| Given problem |
Count how many lines mention the word "components". Write that number alone.

--- start ---

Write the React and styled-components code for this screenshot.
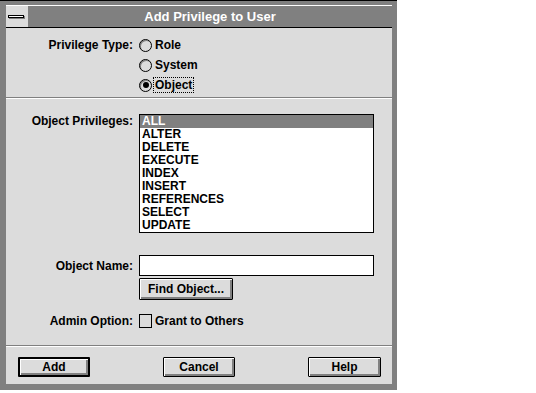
import styled, { createGlobalStyle } from "styled-components"

const GlobalStyle = createGlobalStyle`
  html, body {
    margin: 0;
    padding: 0;
    background: #fff;
  }
  body {
    font-family: "Liberation Sans", Arial, sans-serif;
  }
`

const Frame = styled.div`
  box-sizing: border-box;
  width: 397px;
  height: 390px;
  background: #808080;
  border-top: 1px solid #000;
  padding: 4px 5px 6px 6px;
  display: flex;
  flex-direction: column;
`

const TitleBar = styled.div`
  box-sizing: border-box;
  height: 23px;
  display: flex;
  border-top: 1px solid #fff;
  border-bottom: 1px solid #000;
`

const SysMenu = styled.div`
  width: 22px;
  background: #dcdcdc;
  display: flex;
  align-items: center;
  justify-content: center;
`

const SysBar = styled.span`
  display: block;
  width: 14px;
  height: 1px;
  background: #fff;
  border: 1px solid #000;
  box-shadow: 1px 1px 0 #808080;
  margin-right: 2px;
`

const Title = styled.div`
  flex: 1;
  background: #808080;
  color: #fff;
  font-size: 13px;
  font-weight: bold;
  display: flex;
  align-items: center;
  justify-content: center;
`

const Content = styled.div`
  flex: 1;
  background: #dcdcdc;
  display: flex;
  flex-direction: column;
  font-size: 12px;
  font-weight: bold;
  color: #000;
`

const Section = styled.div`
  box-sizing: border-box;
  height: ${(p) => p.$h}px;
  padding: ${(p) => p.$pad};
  display: flex;
  flex-direction: column;
`

const Separator = styled.div`
  height: 0;
  border-top: 1px solid #808080;
  border-bottom: 1px solid #fff;
`

const Row = styled.div`
  display: flex;
  align-items: ${(p) => p.$align || "center"};
  gap: 6px;
  margin-top: ${(p) => p.$mt || 0}px;
`

const Label = styled.div`
  width: 127px;
  flex: none;
  text-align: right;
  line-height: ${(p) => p.$lh || 20}px;
  white-space: nowrap;
`

const Options = styled.div`
  display: flex;
  flex-direction: column;
`

const Option = styled.label`
  height: 20px;
  display: flex;
  align-items: center;
  gap: 1px;
`

const Radio = styled.span`
  box-sizing: border-box;
  width: 13px;
  height: 13px;
  border: 1px solid #000;
  border-radius: 50%;
  box-shadow: inset 1px 1px 0 #808080;
  display: flex;
  align-items: center;
  justify-content: center;
  &::after {
    content: "";
    display: ${(p) => (p.$checked ? "block" : "none")};
    width: 6px;
    height: 6px;
    border-radius: 50%;
    background: #000;
  }
`

const OptionText = styled.span`
  padding: 0 1px;
  line-height: 14px;
  border: 1px dotted ${(p) => (p.$focus ? "#000" : "transparent")};
`

const ListBox = styled.ul`
  box-sizing: border-box;
  width: 235px;
  margin: 0;
  padding: 0;
  list-style: none;
  background: #fff;
  border: 1px solid #000;
`

const ListItem = styled.li`
  height: 13px;
  line-height: 13px;
  padding-left: 2px;
  background: ${(p) => (p.$selected ? "#808080" : "transparent")};
  color: ${(p) => (p.$selected ? "#fff" : "#000")};
`

const TextBox = styled.div`
  box-sizing: border-box;
  width: 235px;
  height: 21px;
  background: #fff;
  border: 1px solid #000;
`

const Button = styled.button`
  box-sizing: border-box;
  width: ${(p) => p.$w}px;
  height: ${(p) => p.$h}px;
  padding: 0;
  font-family: "Liberation Sans", Arial, sans-serif;
  font-size: 12px;
  font-weight: bold;
  color: #000;
  background: #dcdcdc;
  border: ${(p) => (p.$default ? 2 : 1)}px solid #000;
  border-radius: 1px;
  box-shadow: inset 1px 1px 0 #fff, inset -2px -2px 0 #808080;
`

const Spacer = styled.div`
  width: 127px;
  flex: none;
`

const Checkbox = styled.span`
  box-sizing: border-box;
  width: 13px;
  height: 14px;
  border: 1px solid #000;
  margin-right: 3px;
`

const CheckLabel = styled.label`
  display: flex;
  align-items: center;
`

const ButtonBar = styled.div`
  display: flex;
  justify-content: space-between;
  padding: 10px 11px 0 12px;
`

const privileges = [
  "ALL",
  "ALTER",
  "DELETE",
  "EXECUTE",
  "INDEX",
  "INSERT",
  "REFERENCES",
  "SELECT",
  "UPDATE",
]

const types = ["Role", "System", "Object"]

const App = () => {
  return (
    <>
      <GlobalStyle />
      <Frame>
        <TitleBar>
          <SysMenu>
            <SysBar />
          </SysMenu>
          <Title>Add Privilege to User</Title>
        </TitleBar>
        <Content>
          <Section $h={69} $pad="7px 0 2px 0">
            <Row $align="flex-start">
              <Label>Privilege Type:</Label>
              <Options>
                {types.map((t) => (
                  <Option key={t}>
                    <Radio $checked={t === "Object"} />
                    <OptionText $focus={t === "Object"}>{t}</OptionText>
                  </Option>
                ))}
              </Options>
            </Row>
          </Section>
          <Separator />
          <Section $h={246} $pad="15px 0 0 0">
            <Row $align="flex-start">
              <Label $lh={15}>Object Privileges:</Label>
              <ListBox>
                {privileges.map((p) => (
                  <ListItem key={p} $selected={p === "ALL"}>
                    {p}
                  </ListItem>
                ))}
              </ListBox>
            </Row>
            <Row $mt={22}>
              <Label>Object Name:</Label>
              <TextBox />
            </Row>
            <Row $mt={2}>
              <Spacer />
              <Button $w={94} $h={22}>Find Object...</Button>
            </Row>
            <Row $mt={11}>
              <Label>Admin Option:</Label>
              <CheckLabel>
                <Checkbox />
                Grant to Others
              </CheckLabel>
            </Row>
          </Section>
          <Separator />
          <ButtonBar>
            <Button $w={72} $h={20} $default>Add</Button>
            <Button $w={72} $h={20}>Cancel</Button>
            <Button $w={73} $h={20}>Help</Button>
          </ButtonBar>
        </Content>
      </Frame>
    </>
  )
}

export default App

--- end ---

| Task response |
2